Belly fat `can help heart attack patients`
London: Belly fat might have a good use after all - at least, as an aid to heart attack treatment, say scientists.
A new study by the Erasmus University Medical Centre in Rotterdam, the Netherlands, has found that stem cells from waistline fat tissue could be used as a treatment for heart attacks, the `Daily Mail` reported.
In their study, the scientists injected stem cells derived from waistline fat tissue into the hearts of coronary patients and found that the cells reduced levels of damage, increased blood flow and improved the organs` pumping ability.
Eleven men and three women who had suffered recent heart attacks took part in the pioneering pilot study, given the name Apollo. Ten patients were treated with stem cells while four received a dummy `placebo` infusion.
Liposuction -- a cosmetic procedure commonly used to reduce people`s waistlines -- was used to remove up to 250 cubic centimetres of fat from the patients` bellies.

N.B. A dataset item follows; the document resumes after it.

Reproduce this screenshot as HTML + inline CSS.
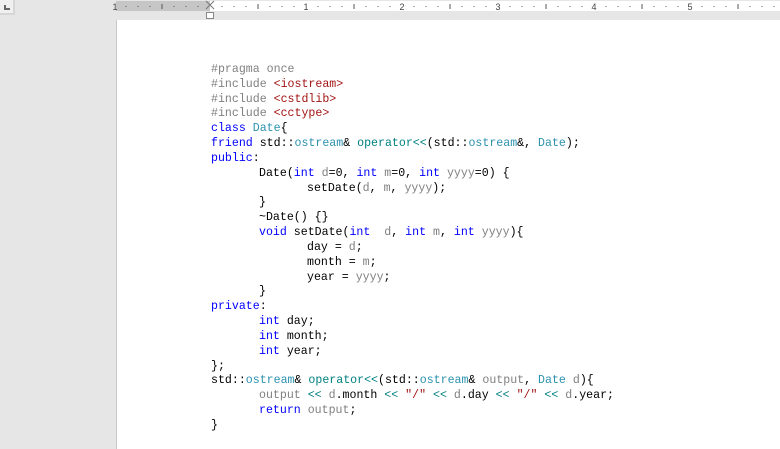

From each sample, the scientists isolated and extracted 20 million adult stem cells -- regenerative cells with the potential to become more than one kind of tissue. It took 10 minutes to infuse stem cells into a patient`s heart.

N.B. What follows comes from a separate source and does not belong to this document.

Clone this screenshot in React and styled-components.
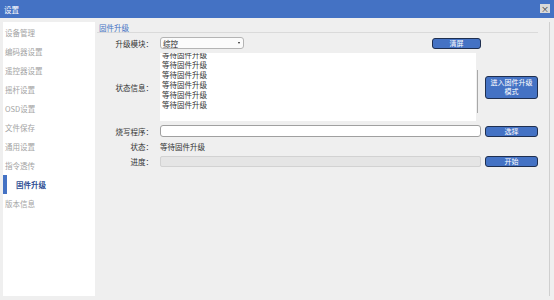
import styled, { createGlobalStyle } from 'styled-components';

const GlobalStyle = createGlobalStyle`
  html, body {
    margin: 0;
    padding: 0;
    background: #efefef;
  }
  body {
    font-family: "Noto Sans CJK SC", "Noto Sans", sans-serif;
  }
`;

const Window = styled.div`
  width: 554px;
  height: 300px;
  display: flex;
  flex-direction: column;
  background: #efefef;
  overflow: hidden;
`;

const TitleBar = styled.div`
  height: 18px;
  flex: none;
  display: flex;
  align-items: center;
  justify-content: space-between;
  padding: 0 4px 0 4px;
  background: #4472c4;
  color: #fff;
  font-size: 7.5px;
`;

const CloseBox = styled.div`
  width: 10px;
  height: 9px;
  margin-top: -1px;
  display: flex;
  align-items: center;
  justify-content: center;
  background: #d9d9d9;
  color: #333;
  font-size: 8px;
  line-height: 1;
`;

const Body = styled.div`
  flex: 1;
  display: flex;
  padding: 4px 0 4px 3px;
  gap: 2px;
  min-height: 0;
`;

const Sidebar = styled.div`
  width: 92px;
  background: #fff;
  padding-top: 1px;
  display: flex;
  flex-direction: column;
`;

const NavItem = styled.div`
  height: 19px;
  display: flex;
  align-items: center;
  padding-left: ${(p) => (p.$active ? '9px' : '2px')};
  border-left: ${(p) => (p.$active ? '4px solid #4472c4' : '0')};
  font-size: 7.5px;
  color: ${(p) => (p.$active ? '#2f4f94' : '#a3a3a3')};
  font-weight: ${(p) => (p.$active ? 700 : 400)};
`;

const Content = styled.div`
  flex: 1;
  border-right: 1px solid #cfcfcf;
  margin-right: 4px;
  padding-right: 11px;
`;

const Heading = styled.div`
  height: 10px;
  display: flex;
  align-items: center;
  padding-left: 2px;
  font-size: 7.5px;
  color: #4472c4;
  border-bottom: 1px solid #dadada;
  margin-top: -2px;
  padding-top: 2px;
`;

const Form = styled.div`
  display: grid;
  grid-template-columns: 59px 321px 53px;
  grid-template-rows: 12px 68px 12px 11px 11px;
  column-gap: 4px;
  row-gap: 4px;
  margin-top: 4px;
`;

const Label = styled.div`
  display: flex;
  align-items: center;
  justify-content: flex-end;
  padding-right: 3px;
  font-size: 7.5px;
  color: #333;
`;

const Cell = styled.div`
  display: flex;
  align-items: center;
  justify-content: ${(p) => p.$justify || 'flex-start'};
  min-width: 0;
`;

const Select = styled.div`
  width: 84px;
  height: 12px;
  box-sizing: border-box;
  display: flex;
  align-items: center;
  justify-content: space-between;
  padding: 0 3px 0 2px;
  border: 1px solid #b4b4b4;
  border-radius: 3px;
  background: #fbfbfb;
  font-size: 7.5px;
  color: #222;
`;

const Caret = styled.span`
  width: 0;
  height: 0;
  border-left: 1.5px solid transparent;
  border-right: 1.5px solid transparent;
  border-top: 2px solid #222;
`;

const Button = styled.div`
  width: ${(p) => p.$width || '53px'};
  height: ${(p) => p.$height || '11px'};
  box-sizing: border-box;
  display: flex;
  align-items: center;
  justify-content: center;
  text-align: center;
  background: #4472c4;
  border: 1px solid #1f2f4f;
  border-radius: 3px;
  color: #fff;
  font-size: 7px;
  line-height: 9px;
`;

const LogBox = styled.div`
  display: flex;
  height: 100%;
  width: 100%;
`;

const LogArea = styled.div`
  flex: 1;
  background: #fff;
  overflow: hidden;
  padding-left: 2px;
`;

const LogLines = styled.div`
  margin-top: -3px;
`;

const LogLine = styled.div`
  height: 10px;
  line-height: 10px;
  font-size: 7.5px;
  color: #333;
`;

const ScrollTrack = styled.div`
  width: 5px;
  position: relative;
`;

const ScrollThumb = styled.div`
  position: absolute;
  left: 1px;
  top: 17px;
  width: 1px;
  height: 43px;
  background: #a8a8a8;
`;

const TextInput = styled.div`
  width: 100%;
  height: 12px;
  box-sizing: border-box;
  border: 1px solid #a0a0a0;
  border-radius: 3px;
  background: #fff;
`;

const StatusText = styled.div`
  font-size: 7.5px;
  color: #333;
`;

const Progress = styled.div`
  width: 100%;
  height: 11px;
  box-sizing: border-box;
  border: 1px solid #d2d2d2;
  border-radius: 2px;
  background: #e5e5e5;
`;

const navItems = [
  '设备管理',
  '编码器设置',
  '遥控器设置',
  '摇杆设置',
  'OSD设置',
  '文件保存',
  '通用设置',
  '指令透传',
  '固件升级',
  '版本信息',
];

const App = () => {
  const logs = Array.from({ length: 6 }, () => '等待固件升级');

  return (
    <>
      <GlobalStyle />
      <Window>
        <TitleBar>
          <span>设置</span>
          <CloseBox>×</CloseBox>
        </TitleBar>
        <Body>
          <Sidebar>
            {navItems.map((item) => (
              <NavItem key={item} $active={item === '固件升级'}>
                {item}
              </NavItem>
            ))}
          </Sidebar>
          <Content>
            <Heading>固件升级</Heading>
            <Form>
              <Label>升级模块：</Label>
              <Cell $justify="space-between">
                <Select>
                  <span>综控</span>
                  <Caret />
                </Select>
                <Button $width="49px">清屏</Button>
              </Cell>
              <div />

              <Label>状态信息：</Label>
              <Cell>
                <LogBox>
                  <LogArea>
                    <LogLines>
                      {logs.map((line, i) => (
                        <LogLine key={i}>{line}</LogLine>
                      ))}
                    </LogLines>
                  </LogArea>
                  <ScrollTrack>
                    <ScrollThumb />
                  </ScrollTrack>
                </LogBox>
              </Cell>
              <Cell>
                <Button $height="23px">
                  进入固件升级
                  <br />
                  模式
                </Button>
              </Cell>

              <Label>烧写程序：</Label>
              <Cell>
                <TextInput />
              </Cell>
              <Cell>
                <Button>选择</Button>
              </Cell>

              <Label>状态：</Label>
              <Cell>
                <StatusText>等待固件升级</StatusText>
              </Cell>
              <div />

              <Label>进度：</Label>
              <Cell>
                <Progress />
              </Cell>
              <Cell>
                <Button>开始</Button>
              </Cell>
            </Form>
          </Content>
        </Body>
      </Window>
    </>
  );
};

export default App;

Six months later members of the treated group showed a 3.5 percent improvement in heart perfusion, which is heart`s ability to receive oxygenated blood. Compared with the placebo patients, they also experienced a 5.7 per cent increase in the amount of blood pumped out by heart`s left ventricle chamber.
On average, the amount of damaged heart muscle in the treated patients was halved from 31.6 per cent to 15.4 per cent. In the non-treated group, levels of heart damage remained the same.

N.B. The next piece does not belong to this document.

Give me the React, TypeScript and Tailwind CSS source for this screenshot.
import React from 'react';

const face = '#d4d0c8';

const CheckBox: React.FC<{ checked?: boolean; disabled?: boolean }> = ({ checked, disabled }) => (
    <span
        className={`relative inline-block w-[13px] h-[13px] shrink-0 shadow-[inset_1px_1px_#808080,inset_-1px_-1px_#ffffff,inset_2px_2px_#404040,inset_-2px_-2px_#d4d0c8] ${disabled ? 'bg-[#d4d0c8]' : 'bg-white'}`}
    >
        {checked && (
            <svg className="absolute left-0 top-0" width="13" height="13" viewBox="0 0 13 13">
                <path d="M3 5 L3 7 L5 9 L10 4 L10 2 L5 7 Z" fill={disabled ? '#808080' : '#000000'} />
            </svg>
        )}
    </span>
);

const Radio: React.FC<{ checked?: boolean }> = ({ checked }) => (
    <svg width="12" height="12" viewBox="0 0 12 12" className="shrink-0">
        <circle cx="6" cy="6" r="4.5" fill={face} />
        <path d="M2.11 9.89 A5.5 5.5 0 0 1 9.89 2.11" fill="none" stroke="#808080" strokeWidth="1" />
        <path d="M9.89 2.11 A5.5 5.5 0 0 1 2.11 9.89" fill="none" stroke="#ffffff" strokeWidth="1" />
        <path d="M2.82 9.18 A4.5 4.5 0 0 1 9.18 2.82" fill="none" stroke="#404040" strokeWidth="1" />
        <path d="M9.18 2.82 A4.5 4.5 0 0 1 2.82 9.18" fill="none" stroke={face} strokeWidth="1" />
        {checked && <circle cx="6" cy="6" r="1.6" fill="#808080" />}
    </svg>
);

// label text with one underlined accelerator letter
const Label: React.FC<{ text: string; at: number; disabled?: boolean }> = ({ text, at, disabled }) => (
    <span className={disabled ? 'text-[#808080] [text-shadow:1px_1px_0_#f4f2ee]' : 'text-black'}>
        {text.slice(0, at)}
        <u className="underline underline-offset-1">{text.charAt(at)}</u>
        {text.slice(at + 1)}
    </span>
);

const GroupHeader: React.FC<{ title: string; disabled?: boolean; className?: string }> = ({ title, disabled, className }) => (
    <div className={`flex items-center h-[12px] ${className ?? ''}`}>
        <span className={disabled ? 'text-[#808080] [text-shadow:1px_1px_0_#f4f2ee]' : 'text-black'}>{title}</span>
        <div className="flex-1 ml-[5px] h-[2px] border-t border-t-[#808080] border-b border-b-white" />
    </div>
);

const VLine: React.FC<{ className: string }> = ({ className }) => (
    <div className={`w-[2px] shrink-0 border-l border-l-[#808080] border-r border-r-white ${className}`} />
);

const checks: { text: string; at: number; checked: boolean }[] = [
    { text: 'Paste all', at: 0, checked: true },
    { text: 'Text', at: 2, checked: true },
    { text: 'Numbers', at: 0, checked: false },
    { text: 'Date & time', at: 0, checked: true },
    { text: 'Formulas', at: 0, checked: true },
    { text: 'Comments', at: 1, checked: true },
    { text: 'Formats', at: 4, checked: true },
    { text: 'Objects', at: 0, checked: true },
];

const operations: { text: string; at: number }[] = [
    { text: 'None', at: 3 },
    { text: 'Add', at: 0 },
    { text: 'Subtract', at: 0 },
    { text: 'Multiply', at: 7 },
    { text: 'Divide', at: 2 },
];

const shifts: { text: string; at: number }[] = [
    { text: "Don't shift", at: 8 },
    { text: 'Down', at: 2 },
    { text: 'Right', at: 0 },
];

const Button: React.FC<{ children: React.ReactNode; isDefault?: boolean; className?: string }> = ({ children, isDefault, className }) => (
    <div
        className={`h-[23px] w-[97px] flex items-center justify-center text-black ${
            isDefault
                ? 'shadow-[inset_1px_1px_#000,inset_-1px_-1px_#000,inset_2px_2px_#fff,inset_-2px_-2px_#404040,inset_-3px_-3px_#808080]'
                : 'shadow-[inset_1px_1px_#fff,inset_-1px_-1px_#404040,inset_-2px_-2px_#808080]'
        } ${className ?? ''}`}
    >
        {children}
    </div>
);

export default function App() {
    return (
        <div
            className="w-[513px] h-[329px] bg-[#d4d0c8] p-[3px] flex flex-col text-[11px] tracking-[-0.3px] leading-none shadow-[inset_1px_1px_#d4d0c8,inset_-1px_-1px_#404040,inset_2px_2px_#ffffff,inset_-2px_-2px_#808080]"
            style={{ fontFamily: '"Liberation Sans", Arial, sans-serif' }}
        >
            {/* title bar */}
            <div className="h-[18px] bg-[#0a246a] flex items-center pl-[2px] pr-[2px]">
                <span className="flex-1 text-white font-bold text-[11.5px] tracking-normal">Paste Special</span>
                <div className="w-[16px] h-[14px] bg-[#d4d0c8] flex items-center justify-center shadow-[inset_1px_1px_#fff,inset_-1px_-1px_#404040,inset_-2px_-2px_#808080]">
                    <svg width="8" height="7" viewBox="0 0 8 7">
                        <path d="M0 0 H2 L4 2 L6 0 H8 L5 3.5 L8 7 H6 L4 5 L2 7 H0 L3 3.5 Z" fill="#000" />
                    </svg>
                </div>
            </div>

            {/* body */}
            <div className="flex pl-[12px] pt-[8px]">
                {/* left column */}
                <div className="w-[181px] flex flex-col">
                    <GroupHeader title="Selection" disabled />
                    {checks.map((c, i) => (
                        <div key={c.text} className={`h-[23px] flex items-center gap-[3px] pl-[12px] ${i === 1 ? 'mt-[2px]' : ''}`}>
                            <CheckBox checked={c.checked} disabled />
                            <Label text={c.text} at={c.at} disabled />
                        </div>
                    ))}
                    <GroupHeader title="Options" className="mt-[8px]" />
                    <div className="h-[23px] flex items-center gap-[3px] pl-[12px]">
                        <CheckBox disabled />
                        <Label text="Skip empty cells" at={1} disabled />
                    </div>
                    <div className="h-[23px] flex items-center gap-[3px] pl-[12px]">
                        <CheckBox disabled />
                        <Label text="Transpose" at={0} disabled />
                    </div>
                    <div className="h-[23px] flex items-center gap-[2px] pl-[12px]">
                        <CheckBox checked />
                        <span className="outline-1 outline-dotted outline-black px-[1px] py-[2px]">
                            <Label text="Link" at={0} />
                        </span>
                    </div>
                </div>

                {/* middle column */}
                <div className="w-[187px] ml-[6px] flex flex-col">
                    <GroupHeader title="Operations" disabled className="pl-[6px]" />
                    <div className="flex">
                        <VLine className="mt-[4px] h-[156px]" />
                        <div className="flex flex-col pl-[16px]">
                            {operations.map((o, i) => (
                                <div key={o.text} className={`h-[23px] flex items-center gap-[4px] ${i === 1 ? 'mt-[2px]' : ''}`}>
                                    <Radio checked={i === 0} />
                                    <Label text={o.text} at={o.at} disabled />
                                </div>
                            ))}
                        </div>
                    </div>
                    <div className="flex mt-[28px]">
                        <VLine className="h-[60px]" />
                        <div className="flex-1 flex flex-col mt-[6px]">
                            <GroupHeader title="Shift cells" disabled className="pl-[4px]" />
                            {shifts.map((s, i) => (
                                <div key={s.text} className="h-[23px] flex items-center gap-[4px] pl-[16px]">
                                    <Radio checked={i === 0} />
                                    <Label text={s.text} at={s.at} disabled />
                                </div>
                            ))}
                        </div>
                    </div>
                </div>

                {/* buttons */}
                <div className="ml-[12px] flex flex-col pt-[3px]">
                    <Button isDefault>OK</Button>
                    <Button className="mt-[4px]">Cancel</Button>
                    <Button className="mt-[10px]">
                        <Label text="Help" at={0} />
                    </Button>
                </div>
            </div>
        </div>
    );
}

The stem cells did not interfere with blood flow and were not associated with any potentially dangerous changes in heart rhythm, the study found.
Lead researcher Dr Eric Duckers was quoted by the British newspaper as saying, "The study suggests that these cells can be safely obtained and infused inside the hearts of patients following acute heart attack."
The findings were presented at the American Heart Association`s Scientific Sessions meeting in Chicago.
The scientists have now started work on a bigger follow-up trial, called Advance, that will recruit up to 375 patients from 35 European centres. It will focus on heart attack patients with a left ventricle ejection fraction of less than 45 per cent.
Forty per cent of patients will receive 20 million stem cells while another 40 per cent will get a larger dose of 30 million cells. The remaining 20 per cent will make up the placebo group, say the scientists.
The condition of the patients` hearts will be checked after six months.